The Q1 2026 earnings confirm that Sensus remains in a high-risk transition period where the new CPT codes have not yet translated into revenue growth or reduced customer concentration. The absence of orders from the largest customer is a stark reminder that the company's financial performance is still at the mercy of one buyer, and the diversification efforts via Fair Deal, ROS oncology, and international channels are still too small to offset a loss. The bull case depends on rapid adoption of SRT under the better reimbursement, but Q1 provides no evidence of that inflection. The bear case remains plausible: the large customer may permanently reduce purchases, and the CPT tailwind may fail to generate enough incremental demand to restore growth and profitability.
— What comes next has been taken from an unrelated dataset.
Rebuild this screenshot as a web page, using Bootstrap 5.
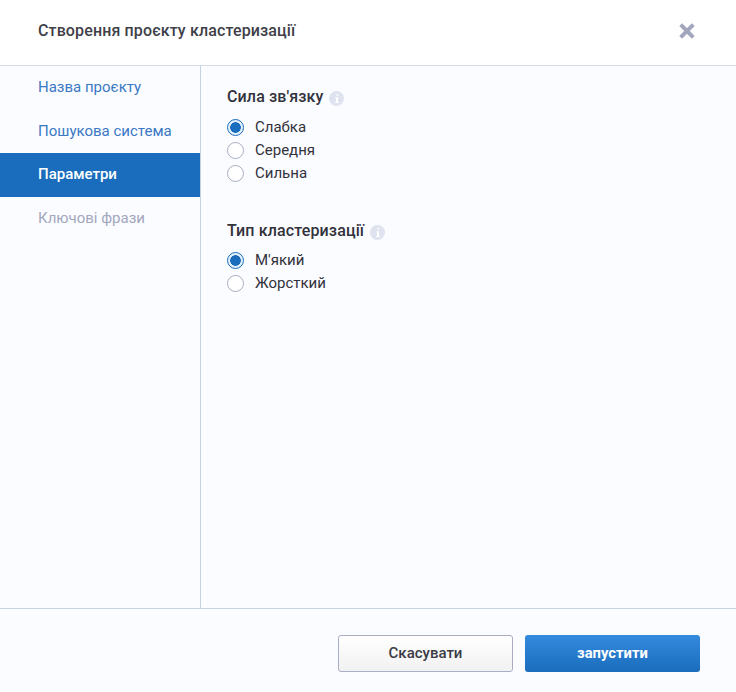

With the stock near $4.99 and a base-case value of $6, the risk/reward is unattractive given the lack of near-term catalysts. Our WAIT rating is affirmed, and we recommend waiting for at least one quarter of confirmatory data before considering a position. The $3 bear-case scenario is still in play if the large customer continues to withhold orders and other channels fail to fill the gap.

Thesis delta

The thesis is unchanged: the investment case hinges on the new CPT codes driving a material acceleration in system orders and Fair Deal utilization, while reducing reliance on a single large customer. Q1 2026 offered no evidence of this inflection, and the absence of the largest customer's orders highlights the persistent vulnerability. The thesis remains unconfirmed, and the wait-and-see approach is validated.